# Just got my Sigma 100-300 f4



## kami (Apr 30, 2010)

So I was really excited to try out the lens but to my disappointment, it does not auto focus. Not only that but it does not work in any other mode except Manual. 

I called up Adorama but they're already closed so I emailed them as well. Anyway, I was trying it out in manual mode and it produces a nice sharp image, and I like the bokeh!

But I just can't hold the lens while manually adjusting the focal length and focus clearly without exhausting my puny hands without a monopod. If it was auto focusing it would have made it easier. 

Anyone try this lens out? I have a D80. Every where I've read, the lens is suppose to autofocus.


----------



## icassell (Apr 30, 2010)

I have this lens and love it! It even works relatively well and autofocuses with my Sigma 1.4X Tc (but not happy with the 2X) I bought it used on ebay a couple of years ago.  I use it with my 7D and I have no AF problems either on my 30D or 7D.  In fact, it focuses rapidly and silently.  It sounds like yours is sick.

Just a quick look on my photobucket -- here are a couple handheld:
http://i290.photobucket.com/albums/ll249/icassell/IMG_0466.jpg
http://i290.photobucket.com/albums/ll249/icassell/IMG_0402.jpg


----------



## kami (Apr 30, 2010)

Does yours have an auto/manual switch? Mine doesn't seem to have one. Also, the current aperture being used does not show up in on the camera. It only shows "--" so I have to visually look at the aperture ring to see what f stop I'm using.


----------



## icassell (Apr 30, 2010)

Yes, it does have an AF/Manual slide-switch (on the top left side of the lens looking from the camera end). The aperture shows up on my camera.  Did they send you the right lens?  On the Canon, anyway, there is no aperture ring. I think Derrel has the Nikon version, so you might ask him too.
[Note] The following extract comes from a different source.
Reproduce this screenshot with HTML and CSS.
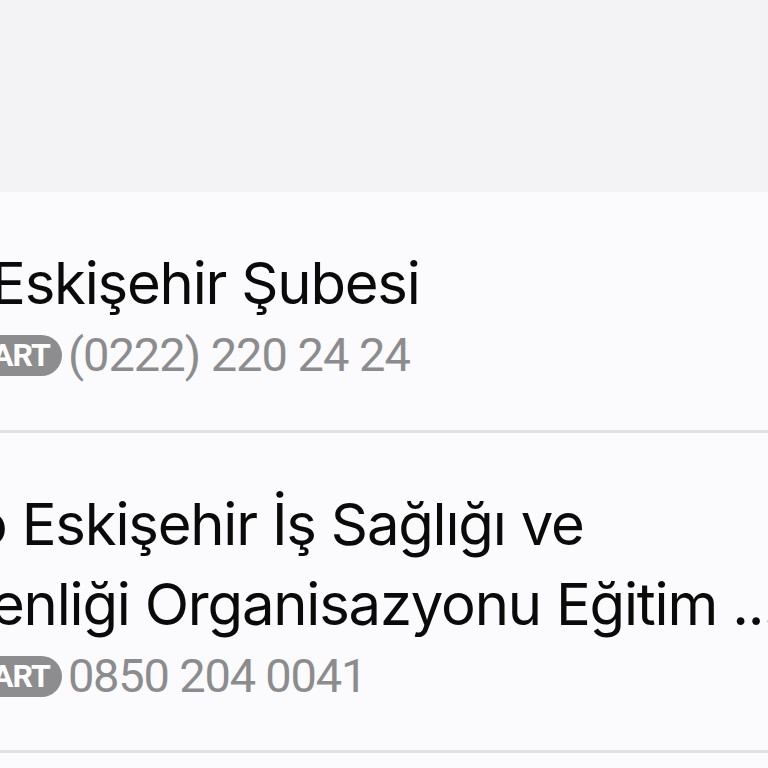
FILE: index.html
```html
<!DOCTYPE html>
<html lang="tr">
<head>
<meta charset="utf-8">
<link rel="stylesheet" href="styles.css">
</head>
<body>
<div class="top"></div>
<ul class="list">
  <li class="item item-1">
    <div class="title"><span class="line l1">Eskişehir Şubesi</span></div>
    <div class="meta"><span class="badge">ART</span><span class="phone p1">(0222) 220 24 24</span></div>
  </li>
  <li class="item item-2">
    <div class="title"><span class="line l2">o Eskişehir İş Sağlığı ve</span><span class="line l3">enliği Organisazyonu Eğitim ...</span></div>
    <div class="meta"><span class="badge">ART</span><span class="phone p2">0850 204 0041</span></div>
  </li>
  <li class="item item-3"></li>
</ul>
</body>
</html>
```

FILE: styles.css
```css
html, body {
  margin: 0;
  padding: 0;
  width: 768px;
  height: 768px;
  overflow: hidden;
  background: #fbfbfd;
}
.top {
  height: 192px;
  background: #f3f3f5;
}
.list {
  list-style: none;
  margin: 0;
  padding: 0;
}
.item {
  border-bottom: 3px solid #e1e1e3;
  display: flex;
  flex-direction: column;
  overflow: hidden;
  white-space: nowrap;
}
.item-1 { height: 238px; }
.item-2 { height: 317px; }
.item-3 { height: 20px; border-bottom: 0; }
.title {
  display: flex;
  flex-direction: column;
  font-family: Inter, "Noto Sans", sans-serif;
  font-size: 58px;
  color: #0a0a0a;
  letter-spacing: -1.2px;
}
.line { display: block; line-height: 80px; }
.item-1 .title { margin-top: 51px; }
.item-2 .title { margin-top: 51px; }
.l1 { margin-left: -9px; }
.l2 { margin-left: -27px; }
.l3 { margin-left: -9px; }
.meta {
  display: flex;
  align-items: center;
  gap: 6px;
  margin-top: 2px;
}
.badge {
  background: #8d8d8f;
  color: #fff;
  font-family: Roboto, "Liberation Sans", sans-serif;
  font-weight: 700;
  font-size: 32px;
  height: 41px;
  line-height: 41px;
  border-radius: 0 21px 21px 0;
  padding: 0 12px 0 0;
  margin-left: -8px;
  letter-spacing: -1px;
}
.phone {
  font-family: Roboto, "Liberation Sans", sans-serif;
  font-size: 47px;
  color: #8c8c8e;
  line-height: 60px;
}
.p1 { letter-spacing: -1px; }
.p2 { letter-spacing: -1.2px; }
```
100-300mm F4 EX DG APO HSM - Telephoto Zoom Lenses - SigmaPhoto.com

http://www.fredmiranda.com/reviews/showproduct.php?product=103  -- I note someone on this page is using it with a D80

Here's another image:

http://i290.photobucket.com/albums/ll249/icassell/IMG_9653.jpg


----------



## HelenOster (May 3, 2010)

kami said:


> So I was really excited to try out the lens but to my disappointment, it does not auto focus. Not only that but it does not work in any other mode except Manual.
> 
> I called up Adorama but they're already closed so I emailed them as well. Anyway, I was trying it out in manual mode and it produces a nice sharp image, and I like the bokeh!
> 
> ...


 
Have you resolved the issue? If not, please drop me an email and I'll help sort this out for you.


----------



## icassell (May 4, 2010)

Any followup?


----------



## KAikens318 (May 4, 2010)

kami said:


> So I was really excited to try out the lens but to my disappointment, it does not auto focus. Not only that but it does not work in any other mode except Manual.
> 
> I called up Adorama but they're already closed so I emailed them as well. Anyway, I was trying it out in manual mode and it produces a nice sharp image, and I like the bokeh!
> 
> ...



Hopefully that got fixed for you! I have a Sigma 70-300mm 4 that auto focuses. It's noisy but works really well.


----------



## sultanen (May 12, 2010)

Hello

I just got my Sigma 100-300/4 yesterday and have exactly the same problem : The autofocus doesn´t work. It does have a AF/MF switch. I have a Canon eos 550d (rebel t2i) 

Any ideas how to solve this problem? 

Johan


----------



## jetskidia (Jul 3, 2010)

Was there ever a fix to this issue?


----------



## kami (Jul 3, 2010)

Hey guys! Update:

The lens was in fact defective so I had it returned to Adorama and already had it refunded. So I ordered another lens from a site in Hongkong coz I couldn't find it anywhere else in the US for a good price. So far the lens works fine! AF is kinda slow and it weighs a ton. Tripod is definitely needed or a monopod.

Here's a sample of a photo I took handheld last week before the hurricane swept southern Texas and Mexico. A candid shot of a family doing jump shots. lol


----------



## smokinphoto (Jul 8, 2010)

bought this lens to replace my AI-S 100-300 mm. f/5.6 Nikkor. Nikon currently does not offer any lens in this range, and the 200-400 or a 300 or 400 mm. prime costs at least 5K. 
I decided on this lens based on the user ratings and great review it had at photozone.de, and have not regretted it for a minute; in fact, my buying decisions from then on have always balanced in this site's ratings and I've never gone wrong. 
This lens is SHARP, even wide open. Sweet spot comes early on, around f/8 and - on the right camera - it is blistering fast. Some people have said this lens is not that fast, but on my Nikon D1x, D200 it focuses instantaneously (as fast as my AF-S 17-35 f/2.8D Nikkor); and is still reasonable fast on my D40, on which I can use it thanks to HSM. 

Good luck with this camera!  Happy Shooting.


----------